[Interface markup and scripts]
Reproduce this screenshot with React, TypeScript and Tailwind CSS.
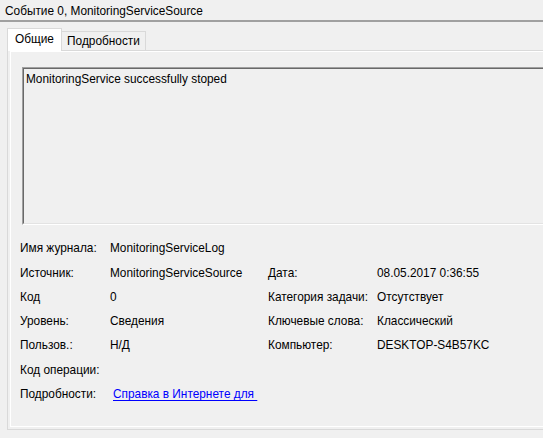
import React from "react";

const rows: [string, React.ReactNode, string, string][] = [
  ["Имя журнала:", "MonitoringServiceLog", "", ""],
  ["Источник:", "MonitoringServiceSource", "Дата:", "08.05.2017 0:36:55"],
  ["Код", "0", "Категория задачи:", "Отсутствует"],
  ["Уровень:", "Сведения", "Ключевые слова:", "Классический"],
  ["Пользов.:", "Н/Д", "Компьютер:", "DESKTOP-S4B57KC"],
  ["Код операции:", "", "", ""],
];

export default function App() {
  return (
    <div
      className="w-[543px] h-[438px] bg-[#f0f0f0] overflow-hidden text-[11.85px] text-black relative"
      style={{ fontFamily: '"Liberation Sans", Arial, sans-serif' }}
    >
      <div className="h-[20px] pl-[5px] pt-[1px] leading-[20px]">Событие 0, MonitoringServiceSource</div>
      <div className="h-[2px] bg-[#a0a0a0]" />
      <div className="h-[6px]" />
      {/* tabs */}
      <div className="flex items-end pl-[7px] h-[22px] relative z-10">
        <div className="w-[55px] h-[23px] bg-white border border-b-0 border-[#d9d9d9] flex items-center justify-center pb-[1px] -mb-[1px]">
          Общие
        </div>
        <div className="w-[84px] h-[19px] bg-[#f0f0f0] border border-l-0 border-b-0 border-[#d9d9d9] flex items-center justify-center pt-[1px]">
          Подробности
        </div>
      </div>
      {/* panel */}
      <div className="ml-[7px] h-[380px] border border-r-0 border-[#d9d9d9] bg-[#f0f0f0] pl-[2px] pb-[2px]">
        <div className="h-full border-l border-t border-b border-white pl-[11px] pt-[15px]">
          <div className="h-[158px] border-t border-l border-[#a0a0a0] border-b border-b-white">
            <div className="h-full border-t border-l border-[#696969] border-b border-b-[#e3e3e3] pl-[2px] pt-[3px] leading-[15px]">
              MonitoringService successfully stoped
            </div>
          </div>
          <div className="pt-[12px] -ml-[2px]">
            {rows.map((r, i) => (
              <div key={i} className="grid grid-cols-[90px_158px_109px_1fr] h-[24.3px] items-center">
                <div>{r[0]}</div>
                <div>{r[1]}</div>
                <div>{r[2]}</div>
                <div>{r[3]}</div>
              </div>
            ))}
            <div className="grid grid-cols-[90px_1fr] h-[24.3px] items-center">
              <div>Подробности:</div>
              <div className="pl-[3px]">
                <span className="text-[#0000ff] underline underline-offset-[2px]">Справка в Интернете для&nbsp;</span>
              </div>
            </div>
          </div>
        </div>
      </div>
    </div>
  );
}
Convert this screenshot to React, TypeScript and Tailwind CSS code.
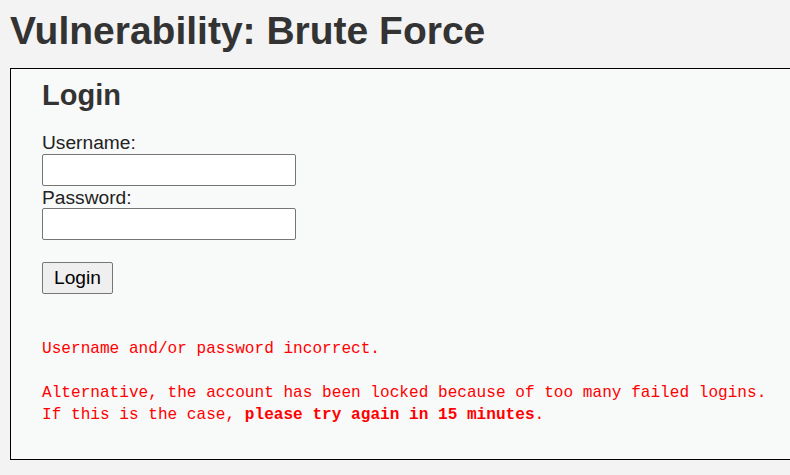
export default function App() {
  return (
    <div className="w-[790px] h-[475px] overflow-hidden bg-[#f3f3f3]" style={{ fontFamily: '"Liberation Sans", Arial, sans-serif' }}>
      <h1 className="pl-[10px] pt-[8px] h-[68px] text-[39px] font-bold text-[#333] leading-[46px]">Vulnerability: Brute Force</h1>
      <div className="ml-[10px] w-[900px] h-[392px] border border-black bg-[#f8f9f9] pl-[31px]">
        <h2 className="mt-[10px] h-[33px] text-[29px] font-bold text-[#333] leading-[33px]">Login</h2>
        <div className="mt-[21px] h-[20px] text-[19.2px] leading-[20px] text-[#222]">Username:</div>
        <input type="text" className="block mt-[1px] w-[254px] h-[32px] bg-white border border-[#767676] rounded-[2px]" />
        <div className="mt-[2px] h-[20px] text-[19.2px] leading-[20px] text-[#222]">Password:</div>
        <input type="password" className="block mt-0 w-[254px] h-[32px] bg-white border border-[#767676] rounded-[2px]" />
        <button className="block mt-[22px] w-[71px] h-[32px] bg-[#efefef] border border-[#767676] rounded-[2px] text-[19.2px] text-black leading-[30px]">Login</button>
        <div className="mt-[44px] text-[16.1px] leading-[22px] text-[#ff0000] whitespace-pre" style={{ fontFamily: '"Liberation Mono", "Courier New", monospace' }}>
          <div>Username and/or password incorrect.</div>
          <div className="mt-[22px]">Alternative, the account has been locked because of too many failed logins.</div>
          <div>If this is the case, <span className="font-bold">please try again in 15 minutes</span>.</div>
        </div>
      </div>
    </div>
  );
}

== Aim of the task ==
Every entry must be written out exactly, with all pictures left out.

== Correct response ==
Reproduce this screenshot with React, TypeScript and Tailwind CSS.
import React from "react";

const rows: [string, React.ReactNode, string, string][] = [
  ["Имя журнала:", "MonitoringServiceLog", "", ""],
  ["Источник:", "MonitoringServiceSource", "Дата:", "08.05.2017 0:36:55"],
  ["Код", "0", "Категория задачи:", "Отсутствует"],
  ["Уровень:", "Сведения", "Ключевые слова:", "Классический"],
  ["Пользов.:", "Н/Д", "Компьютер:", "DESKTOP-S4B57KC"],
  ["Код операции:", "", "", ""],
];

export default function App() {
  return (
    <div
      className="w-[543px] h-[438px] bg-[#f0f0f0] overflow-hidden text-[11.85px] text-black relative"
      style={{ fontFamily: '"Liberation Sans", Arial, sans-serif' }}
    >
      <div className="h-[20px] pl-[5px] pt-[1px] leading-[20px]">Событие 0, MonitoringServiceSource</div>
      <div className="h-[2px] bg-[#a0a0a0]" />
      <div className="h-[6px]" />
      {/* tabs */}
      <div className="flex items-end pl-[7px] h-[22px] relative z-10">
        <div className="w-[55px] h-[23px] bg-white border border-b-0 border-[#d9d9d9] flex items-center justify-center pb-[1px] -mb-[1px]">
          Общие
        </div>
        <div className="w-[84px] h-[19px] bg-[#f0f0f0] border border-l-0 border-b-0 border-[#d9d9d9] flex items-center justify-center pt-[1px]">
          Подробности
        </div>
      </div>
      {/* panel */}
      <div className="ml-[7px] h-[380px] border border-r-0 border-[#d9d9d9] bg-[#f0f0f0] pl-[2px] pb-[2px]">
        <div className="h-full border-l border-t border-b border-white pl-[11px] pt-[15px]">
          <div className="h-[158px] border-t border-l border-[#a0a0a0] border-b border-b-white">
            <div className="h-full border-t border-l border-[#696969] border-b border-b-[#e3e3e3] pl-[2px] pt-[3px] leading-[15px]">
              MonitoringService successfully stoped
            </div>
          </div>
          <div className="pt-[12px] -ml-[2px]">
            {rows.map((r, i) => (
              <div key={i} className="grid grid-cols-[90px_158px_109px_1fr] h-[24.3px] items-center">
                <div>{r[0]}</div>
                <div>{r[1]}</div>
                <div>{r[2]}</div>
                <div>{r[3]}</div>
              </div>
            ))}
            <div className="grid grid-cols-[90px_1fr] h-[24.3px] items-center">
              <div>Подробности:</div>
              <div className="pl-[3px]">
                <span className="text-[#0000ff] underline underline-offset-[2px]">Справка в Интернете для&nbsp;</span>
              </div>
            </div>
          </div>
        </div>
      </div>
    </div>
  );
}
Convert this screenshot to React, TypeScript and Tailwind CSS code.
export default function App() {
  return (
    <div className="w-[790px] h-[475px] overflow-hidden bg-[#f3f3f3]" style={{ fontFamily: '"Liberation Sans", Arial, sans-serif' }}>
      <h1 className="pl-[10px] pt-[8px] h-[68px] text-[39px] font-bold text-[#333] leading-[46px]">Vulnerability: Brute Force</h1>
      <div className="ml-[10px] w-[900px] h-[392px] border border-black bg-[#f8f9f9] pl-[31px]">
        <h2 className="mt-[10px] h-[33px] text-[29px] font-bold text-[#333] leading-[33px]">Login</h2>
        <div className="mt-[21px] h-[20px] text-[19.2px] leading-[20px] text-[#222]">Username:</div>
        <input type="text" className="block mt-[1px] w-[254px] h-[32px] bg-white border border-[#767676] rounded-[2px]" />
        <div className="mt-[2px] h-[20px] text-[19.2px] leading-[20px] text-[#222]">Password:</div>
        <input type="password" className="block mt-0 w-[254px] h-[32px] bg-white border border-[#767676] rounded-[2px]" />
        <button className="block mt-[22px] w-[71px] h-[32px] bg-[#efefef] border border-[#767676] rounded-[2px] text-[19.2px] text-black leading-[30px]">Login</button>
        <div className="mt-[44px] text-[16.1px] leading-[22px] text-[#ff0000] whitespace-pre" style={{ fontFamily: '"Liberation Mono", "Courier New", monospace' }}>
          <div>Username and/or password incorrect.</div>
          <div className="mt-[22px]">Alternative, the account has been locked because of too many failed logins.</div>
          <div>If this is the case, <span className="font-bold">please try again in 15 minutes</span>.</div>
        </div>
      </div>
    </div>
  );
}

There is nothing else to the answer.